Once backend system is properly implemented, this becomes:

def lookup(namespace, service) do
  GenServer.call(__MODULE__, {:lookup, {namespace, service}})
end

def handle_call({:lookup, key}, _from, state) do
  result = state.backend_module.lookup(state.backend_state, key)
  {:reply, result, state}
end

Issue 4: LOW - Missing Error Handling in Coordination

Problem

File: lib/foundation/coordination/primitives.ex (lines 653-656)

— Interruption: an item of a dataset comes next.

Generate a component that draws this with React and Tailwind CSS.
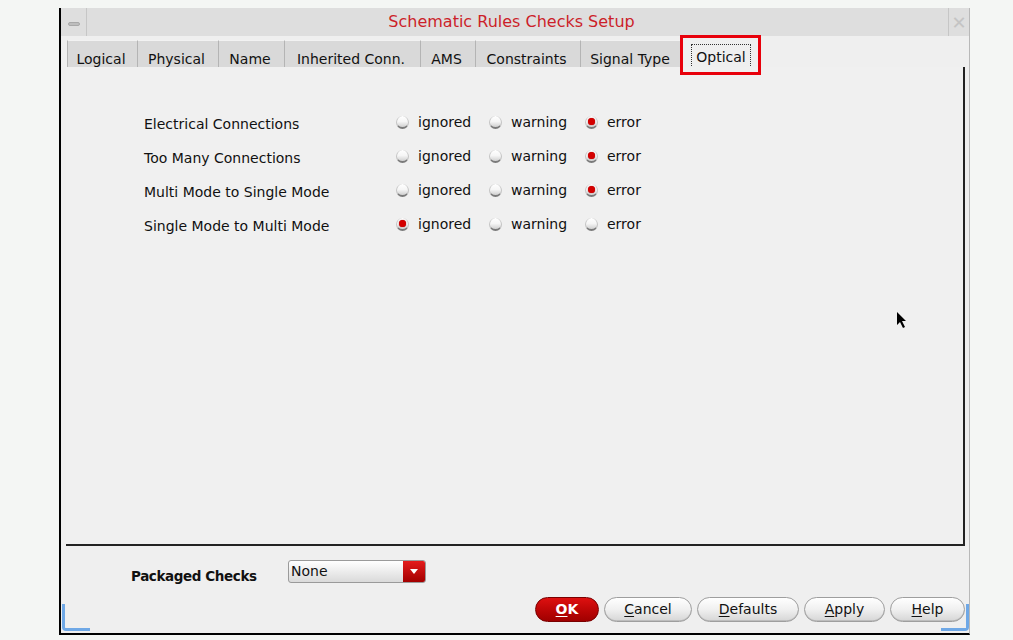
import React from 'react';

const tabs = [
  ['Logical', 70],
  ['Physical', 81],
  ['Name', 66],
  ['Inherited Conn.', 136],
  ['AMS', 55],
  ['Constraints', 105],
  ['Signal Type', 102],
];

const rows = [
  ['Electrical Connections', 'error'],
  ['Too Many Connections', 'error'],
  ['Multi Mode to Single Mode', 'error'],
  ['Single Mode to Multi Mode', 'ignored'],
];

const Radio = ({ on }) => (
  <span className="w-[13px] h-[13px] rounded-full bg-gradient-to-b from-white via-[#f6f6f6] to-[#d0d0d0] border-b-[2px] border-x border-[#7a7a7a] border-x-[#c4c4c4] flex items-center justify-center shrink-0">
    {on && <span className="w-[7px] h-[7px] rounded-full bg-[#d40000] shadow-[0_0_1px_#900]" />}
  </span>
);

const Option = ({ label, on, w }) => (
  <div className={`flex items-center gap-[9px] ${w}`}>
    <Radio on={on} />
    <span>{label}</span>
  </div>
);

const Btn = ({ first, rest, w }) => (
  <button className={`${w} h-[25px] rounded-full border border-[#9e9e9e] bg-gradient-to-b from-white via-[#f0f0f0] to-[#d6d6d6] text-[14px] text-[#111] flex items-center justify-center shadow-[inset_0_-1px_0_#bdbdbd]`}>
    <span className="underline underline-offset-2">{first}</span>{rest}
  </button>
);

export default function App() {
  return (
    <div className="w-[1013px] h-[640px] bg-[#f4f6f4] pt-[8px] pl-[59px] font-['DejaVu_Sans',sans-serif] text-[14px] text-[#111]">
      <div className="relative w-[911px] h-[627px] border-l-[2px] border-b-[2px] border-black border-r border-r-[#b8b8b8] bg-[#efefef] flex flex-col">
        {/* title bar */}
        <div className="h-[28px] flex bg-[#dedede] shrink-0">
          <div className="w-[26px] border-r border-[#c6c6c6] flex items-center justify-center pt-[4px]">
            <span className="w-[12px] h-[4px] rounded-sm bg-[#bdbdbd] border border-[#a8a8a8]" />
          </div>
          <div className="flex-1 flex items-center justify-center pr-[12px] text-[16px] text-[#cc1f2a]">
            Schematic Rules Checks Setup
          </div>
          <div className="w-[21px] border-l border-[#c6c6c6] flex items-center justify-center text-[18px] text-[#c4c4c4]">✕</div>
        </div>

        {/* tabs */}
        <div className="mt-[4px] h-[27px] pl-[6px] flex shrink-0">
          {tabs.map(([t, w]) => (
            <div key={t} style={{ width: w }} className="h-full bg-[#d9d9d9] border-t border-t-[#f2f2f2] border-l border-l-[#b4b4b4] flex justify-center pt-[10px] pr-[3px] leading-[17px]">
              {t}
            </div>
          ))}
          <div className="w-[77px] h-full bg-[#efefef] border-l border-l-[#b4b4b4] flex justify-center pt-[4px]">
            <span className="h-[24px] px-[4px] border border-dotted border-[#333] leading-[22px] pt-[1px]">Optical</span>
          </div>
        </div>

        {/* panel */}
        <div className="ml-[5px] w-[899px] h-[479px] border-r-[2px] border-b-[2px] border-[#222] bg-[#f0f0f0] pt-[40px] pl-[78px] shrink-0">
          {rows.map(([label, sel]) => (
            <div key={label} className="h-[34px] flex items-center">
              <div className="w-[252px] pt-[1px]">{label}</div>
              <div className="flex items-center mb-[4px]">
                <Option label="ignored" on={sel === 'ignored'} w="w-[93px]" />
                <Option label="warning" on={sel === 'warning'} w="w-[96px]" />
                <Option label="error" on={sel === 'error'} w="w-[80px]" />
              </div>
            </div>
          ))}
        </div>

        {/* packaged checks */}
        <div className="mt-[14px] h-[23px] flex items-center pl-[70px] shrink-0">
          <div className="w-[157px] font-bold text-[13.5px] tracking-[-0.4px] pt-[10px]">Packaged Checks</div>
          <div className="w-[138px] h-[23px] flex rounded-[3px] border border-[#9a9a9a] bg-gradient-to-b from-white to-[#dadada] overflow-hidden">
            <div className="flex-1 pl-[2px] leading-[21px]">None</div>
            <div className="w-[22px] bg-gradient-to-b from-[#e41b1b] to-[#a30000] flex items-center justify-center">
              <svg width="8" height="5" viewBox="0 0 8 5"><path d="M0 0h8L4 5z" fill="#fff" /></svg>
            </div>
          </div>
        </div>

        {/* buttons */}
        <div className="mt-[14px] h-[25px] flex justify-end gap-[5px] pr-[4px] shrink-0">
          <button className="w-[64px] h-[25px] rounded-full border border-[#7a0000] bg-gradient-to-b from-[#de1010] to-[#a00000] text-white font-bold text-[14px] flex items-center justify-center">
            <span className="underline underline-offset-2">O</span>K
          </button>
          <Btn first="C" rest="ancel" w="w-[88px]" />
          <Btn first="D" rest="efaults" w="w-[102px]" />
          <Btn first="A" rest="pply" w="w-[81px]" />
          <Btn first="H" rest="elp" w="w-[75px]" />
        </div>

        {/* resize corners */}
        <div className="absolute left-[1px] bottom-[2px] w-[28px] h-[27px] border-l-[3px] border-b-[3px] border-[#6fa8e6] rounded-bl-[4px]" />
        <div className="absolute right-0 bottom-[2px] w-[28px] h-[27px] border-r-[3px] border-b-[3px] border-[#6fa8e6] rounded-br-[4px]" />

        {/* highlight box */}
        <div className="absolute left-[619px] top-[27px] w-[81px] h-[40px] border-[3px] border-[#e8000b]" />

        {/* cursor */}
        <svg className="absolute left-[835px] top-[303px]" width="12" height="18" viewBox="0 0 12 18">
          <path d="M1 1v13l3-3 3 6 2-1-3-6h4z" fill="#000" />
        </svg>
      </div>
    </div>
  );
}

Some error handling is too broad:

# Lines 653-656: Catches all exceptions without specific handling
try do
  send({__MODULE__, node}, {:leader_announcement, leader_node, term})
catch
  # Ignore send failures
  _, _ -> :ok  # Too broad - should handle specific errors
end

Impact

Hidden errors: Real issues may be silently ignored
Debugging difficulty: No logs for coordination failures
Reliability: Network issues not properly handled

Fix

More specific error handling:

try do
  send({__MODULE__, node}, {:leader_announcement, leader_node, term})
catch
  :error, :badarg -> 
    Logger.warn("Failed to send leader announcement to unreachable node: #{node}")
  :error, reason ->
    Logger.error("Leader announcement failed: #{inspect(reason)}")
end

Non-Issues (Already Fixed)

✅ Foundation Application Spawn Issues - ALREADY FIXED

The earlier docs mentioned unsupervised spawns in lib/foundation/application.ex, but examining the actual code shows:

# Lines 505-510: No spawn calls found, replaced with supervised services
health_monitor: %{
  module: Foundation.Services.HealthMonitor,  # Proper supervision
  args: [],
  dependencies: [:telemetry_service],
  startup_phase: :application,
  # ...
},

✅ AgentSupervisor GenServer Callbacks - ALREADY FIXED

The earlier docs mentioned GenServer callbacks in DynamicSupervisor, but examining the actual code shows:

# lib/mabeam/agent_supervisor.ex: Properly implemented DynamicSupervisor
use DynamicSupervisor  # Correct behavior

@impl true
def init(_opts) do
  DynamicSupervisor.init(strategy: :one_for_one, max_restarts: 10, max_seconds: 60)
end

# No GenServer callbacks found - uses direct function calls for tracking

Priority Assessment

P0 (Critical - Fix Immediately)

ProcessRegistry Backend Architecture - Undermines system integrity, prevents distributed deployment

P1 (High - Fix Soon)

Coordination Primitives Supervision - Affects distributed system reliability

P2 (Medium - Improve When Convenient)

ProcessRegistry Performance - Will be resolved when backend system is used
Coordination Error Handling - Improve observability and debugging

P3 (Low - Technical Debt)

Code cleanup after backend migration

Implementation Strategy

Week 1: ProcessRegistry Backend Integration

Implement GenServer wrapper for backend delegation
Create configuration system for backend selection
Migrate existing Registry+ETS logic to Hybrid backend
Update tests to use backend interface

Week 2: Coordination Supervision

Replace spawn calls with Task.Supervisor usage
Add proper error handling and logging
Test distributed coordination fault tolerance

Week 3: Performance Testing & Cleanup

Benchmark backend vs hybrid performance
Remove obsolete hybrid logic
Add integration tests for distributed scenarios

Conclusion

The real code issues are more nuanced than the earlier documentation suggested:

Some issues are already fixed (Application spawns, AgentSupervisor callbacks)
One critical architectural flaw exists (ProcessRegistry backend ignored)
Several OTP supervision gaps remain (Coordination primitives)
Performance implications from hybrid storage approach

The good news is the backend system is already well-designed and implemented - it just needs to be actually used by the main ProcessRegistry module. This represents excellent architecture that was partially implemented but never integrated.

Status: Real issues identified with actionable fixes. Priority on ProcessRegistry backend integration as it unlocks distributed capabilities and architectural consistency.